Lieber Herr Kordes,
liebe Angehörige,
eigentlich verbieten
sich heute hier am Grab viele Worte, auch ich sollte schweigen.
Denn eine Antwort auf die Fragen, die sich in jedem von uns seit
dem Tod von Anja Kordes aufbäumen, eine Antwort auf diese
Fragen nach dem WARUM ihrer schweren Leidenszeit
habe ich nicht.
Die ganze letzte Woche lässt auch mich der Gedanke an diesen
Tod nicht los. Auch ich selbst suche Worte die mich trösten
können.
Im 2. Brief des Apostel Paulus an die Gemeinde in Korinth las
ich:
Wir glauben und darum reden wir. Denn wir wissen, dass
der, welcher Jesus auferweckt hat, auch uns mit Jesus auferwecken
und zusammen mit euch vor sein Angesicht stellen wird.
(1 Kor 4, 13-14) Das ist unser Glaube, und wenn er heute hier
nichts zu künden hätte, was wäre er dann? Wenn
heute diese Gewissheit nicht laut würde, wann dann?
Der Tod bringt alles Gerede zum Verstummen. Ihn vor Augen, seinen
Schmerz im Herzen, können keine Reden gehalten werden. Wenn
ich dennoch nach Worten suchte, dann weil der glaubende Paulus
so mutig schreibt: Wir glauben und darum reden wir.

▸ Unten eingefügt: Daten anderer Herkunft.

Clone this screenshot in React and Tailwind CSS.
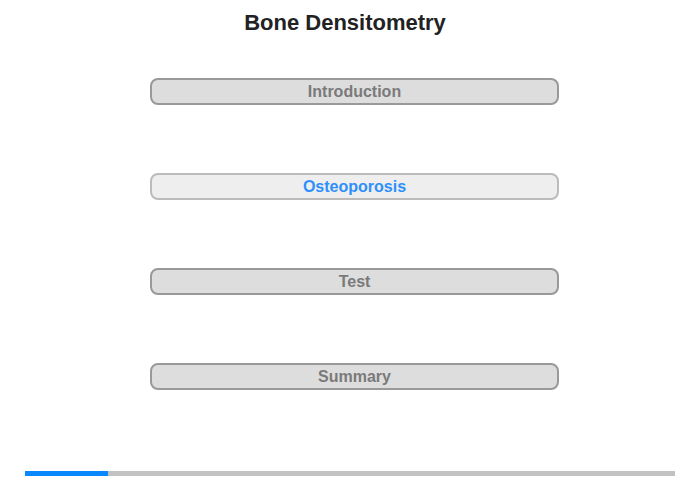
// Bone Densitometry — chapter menu with a progress bar along the bottom.

const CHAPTERS = [
  { id: 'intro', label: 'Introduction' },
  { id: 'osteo', label: 'Osteoporosis', active: true },
  { id: 'test', label: 'Test' },
  { id: 'summary', label: 'Summary' },
]

function ChapterButton({ label, active }) {
  return (
    <button
      type="button"
      className={`flex h-[27px] w-[409px] items-center justify-center rounded-[8px] border-2 text-[16px] font-bold leading-none ${
        active
          ? 'border-[#bbbbbb] bg-[#eeeeee] text-[#2e90fa]'
          : 'border-[#999999] bg-[#dddddd] text-[#7a7a7a]'
      }`}
    >
      {label}
    </button>
  )
}

export default function App() {
  return (
    <div
      className="h-[480px] w-[700px] overflow-hidden bg-white"
      style={{ fontFamily: '"Liberation Sans", Arial, sans-serif' }}
    >
      <h1 className="w-[690px] pt-[10px] text-center text-[22px] font-bold leading-[26px] text-[#222222]">
        Bone Densitometry
      </h1>

      <div className="ml-[150px] mt-[42px] flex flex-col gap-[68px]">
        {CHAPTERS.map((c) => (
          <ChapterButton key={c.id} label={c.label} active={c.active} />
        ))}
      </div>

      {/* progress */}
      <div className="ml-[25px] mt-[81px] flex h-[5px] w-[650px] bg-[#c2c2c2]">
        <div className="h-full w-[83px] bg-[#0a88ff]" />
      </div>
    </div>
  )
}
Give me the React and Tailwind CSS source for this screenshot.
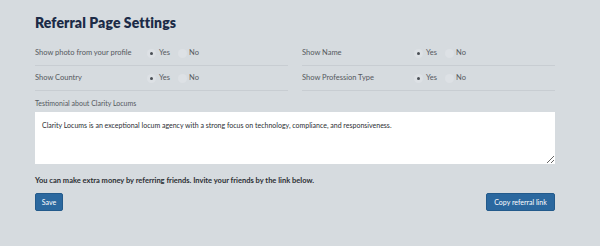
import React from 'react';

const Radio = ({ checked }) => (
  <span className="w-[9px] h-[9px] rounded-full bg-[#dde1e5] flex items-center justify-center">
    {checked && <span className="w-[3px] h-[3px] rounded-full bg-[#4a4f55]" />}
  </span>
);

const SettingRow = ({ label }) => (
  <div className="flex items-center h-[25px] border-b border-[#c8cdd2]">
    <span className="w-[112px] text-[7.5px] text-[#55595e]">{label}</span>
    <div className="flex items-center text-[7.5px] text-[#55595e]">
      <Radio checked />
      <span className="ml-[3px]">Yes</span>
      <span className="ml-[8px]">
        <Radio />
      </span>
      <span className="ml-[2px]">No</span>
    </div>
  </div>
);

export default function App() {
  return (
    <div
      className="w-[600px] h-[246px] bg-[#d6dbdf] pl-[35px] pt-[13px]"
      style={{ fontFamily: 'Lato, "Liberation Sans", sans-serif' }}
    >
      <div className="w-[520px]">
        {/* Header */}
        <h1 className="text-[14px] leading-[20px] font-extrabold text-[#1c2b47] tracking-[0.1px]">
          Referral Page Settings
        </h1>

        {/* Toggles */}
        <div className="grid grid-cols-2 gap-x-[14px] mt-[8px]">
          <SettingRow label="Show photo from your profile" />
          <SettingRow label="Show Name" />
          <SettingRow label="Show Country" />
          <SettingRow label="Show Profession Type" />
        </div>

        {/* Testimonial */}
        <div className="mt-[7px] text-[7px] leading-[10px] text-[#55595e]">Testimonial about Clarity Locums</div>
        <textarea
          className="mt-[4px] block w-[520px] h-[52px] bg-white px-[7px] py-[8px] text-[7px] leading-[10px] text-[#2b2e33] resize-y outline-none"
          defaultValue="Clarity Locums is an exceptional locum agency with a strong focus on technology, compliance, and responsiveness."
        />

        <p className="mt-[12px] text-[7.5px] leading-[10px] font-bold text-[#2b2e33]">
          You can make extra money by referring friends. Invite your friends by the link below.
        </p>

        <div className="flex justify-between mt-[7px]">
          <button className="h-[18px] w-[28px] rounded-[2px] bg-[#2b689f] border border-[#235a8b] text-white text-[7px]">
            Save
          </button>
          <button className="h-[18px] w-[69px] rounded-[2px] bg-[#2b689f] border border-[#235a8b] text-white text-[7px]">
            Copy referral link
          </button>
        </div>
      </div>
    </div>
  );
}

Und er ermutigt mich zu sagen: Ich glaube auch, und darum rede
ich heute, darum bete ich heute mit ihnen allen für die
Verstorbene.
Das Zweite, das mich ermutigt zu reden, sind die Gespräche
mit Ihnen, Herr Kordes, ihr erzählen. Sie mussten nicht
nur den Tod ihrer Frau hinnehmen, sie erlebten und begleiteten
auch ihr sterben. Vielleicht hat so der Tod für sie etwas
von seinem Schrecken verloren, denn was für uns so grausam
und unerträglich erscheint, wurde für sie auch zum
Erlebten großer Liebe und tiefer Verbundenheit. Der Tod,
da gibt es nichts zu beschönigen, dieser Tod Ihrer Frau
das ist ein schmerzender, trauriger Verlust und eine tiefe Wunde
im Herzen, die weh tut, vielleicht ein Leben lang. Da hilft kein
Trostpflästerchen, auch kein frommes. Auch für Sie,
Herr Kordes, wurde das sterben Ihrer Frau mehr: Vergewisserung
Ihrer gegenseitigen Liebe und Treue, Vergewisserung eines tiefen
Geheimnisses des Lebens, das tiefer reicht, als vieles, was uns
alltäglich so vorgeführt wird. Vieles ist in den letzten
Monaten und Wochen schal geworden für Sie, was sonst wichtig
ist. Sie erfuhren auch Vieles, was nicht trägt, was nur
wichtigtuerischer Schein oder gar Lug und Trug ist. Und anders
ist Ihnen wichtig und möglich geworden, was Sie nie für
möglich hielten: Große Nähe, tiefe Liebe, Treue
und kämpfende Pflege, loslassen und das wünsche ich
Ihnen glaubendes Hinausblicken: d. h., dass wir unter Schmerzen,
notgedrungen und todesgewiss, Nicht auf das sichtbare starren,
sondern auf das Unsichtbare ausblicken, wie es der Apostel
Paulus sagt. Und dieses Unsichtbare hat eine größere
Wahrheit in sich als das viele Sichtbare, um das wir uns ständig
bemühen.
Dieses Unsichtbare, nachdem wir ausblicken, das hat für
mich mit der Suche nach dem was trägt im Leben zu tun, es
ist das Echte im Leben, die Liebe, die treue Liebe füreinander,
die verschenkt, auch sich selbst verschenkt. Es ist die Gottesliebe
in uns, die uns hält und tröstet, die unser aufgewühltes
Herz zur Ruhe bringen kann....
Der Tod bringt uns zum schweigen, solcher Tod wie dieser von
Anja Kordes allemal, uns und aller Weltvernunft, auf die wir
so stolz sind und die einst so viel vermag. Vielleicht vermögen
wir aber stiller geworden zu hören, die leise
und vorsichtige Botschaft von der Auferweckung Jesu und die Hoffnung,
dass er der erste war und an uns dasselbe Wunder geschieht. Vielleicht
vermögen wir schweigsamer geworden zu glauben,
Gott zu glauben, dem Lebendigen lebensschaffenden Gott Jesu Christi
zu trauern: Euer Herz sei ohne Angst. (Joh 14,1) Und vielleicht
vermögen wir Liebzugewinnen und zu lieben, weiter
oder neu Liebzugewinnen die Menschen um uns und unser zerbrechliches
Leben, weil Gott es trotz des Todes, trotz dieses Todes mit uns
lebt. Amen.
Gebet
Gott, wir verstehen diesen Tod nicht!
Und doch möchten wir vertrauen auf dein Wort.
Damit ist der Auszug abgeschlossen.